J’ai acheté un nouveau téléphone Huawei sur lequel Chinois et Américains se battent pour que je leur donne les moyens de me passer les menottes numériques (mais les linceuls ne le sont pas), et cela m’interroge de plusieurs façons :

– Qui sont les mercenaires, ceux des startups, des Brav ou des milices, d’où viennent-ils ? De chez vous et de chez moi comme chantait Donovan . Dans son dernier roman, l’écrivain cubain Leonardo Padura file la métaphore des franciscains et des dominicains qui arrivaient à obtenir des Templiers d’incroyables aveux, précisément parce que, tortures ou pas, leurs victimes étaient leurs frères. Ainsi bien sûr des procès de Moscou, de Prague et Budapest, tant de fois décrits. Mais aujourd’hui ? Personne ne peut plus faire croire que le Parti Communiste Chinois ou LaREM soient des partis auquel on puisse s’identifier. Ou que Jair Bolsonaro soit le représentant d’un parti, même fasciste… Même Benjamin Netanyahu a de plus en plus de mal a donner un vernis de légitimité à ses exactions. Il ne reste donc que la force brute, le gouvernement de la peur, mais cette peur doit être intégrée de façon différente. Car il faut aussi faire peur aux brutes qu’on utilise.

– D’où cette interrogation, qui prolonge la précédente, en voyant s’agiter la petite équipe hétéroclite autour d’Emmanuel Macron : la folie est-elle un élément nécessaire de ces régimes ? De cette folie dont le libre penseur Emile Littré convoquait Molière pour l’exprimer : « Oui, il nous a voulu faire accroire qu’il était dans la maison et que nous étions dehors ; et c’est une folie qu’il n’y a pas moyen de lui ôter de la tête », Molière, G. Dand.
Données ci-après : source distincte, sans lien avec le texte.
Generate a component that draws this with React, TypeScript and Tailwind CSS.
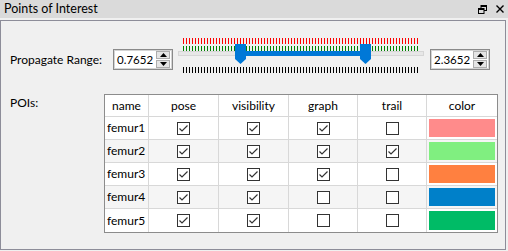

III, 12.

Autrement dit : qui « fait société » ? Les militants brésiliens de la CUT, les ouvrières du textiles bangladeshis, les habitants de Gaza, les résistants à Erdogan, les infirmières qui refusent les médailles, les personnels des Ehpad, la jeunesse de Hong-Kong, ma copine Maryse, prolétaire et peintre qui découvre Chomsky… quelques poètes et musiciens, des millions d’anonymes. Nous sommes dedans, ils sont dehors et il faudra bien qu’ils s’en rendent compte !

J’ai relu tout-à-l’heure la Déclaration des Droits de l’Homme et du Citoyen, on peut avoir toutes les discussions que l’on veut : il y a là-dedans une force : celle de La Raison contre la folie. Une force sur laquelle on pourra appliquer les outils de la dialectique. Comme sur la chanson de Donovan, même s’il est vrai  que prendre position  c’est d’abord le faire individuellement.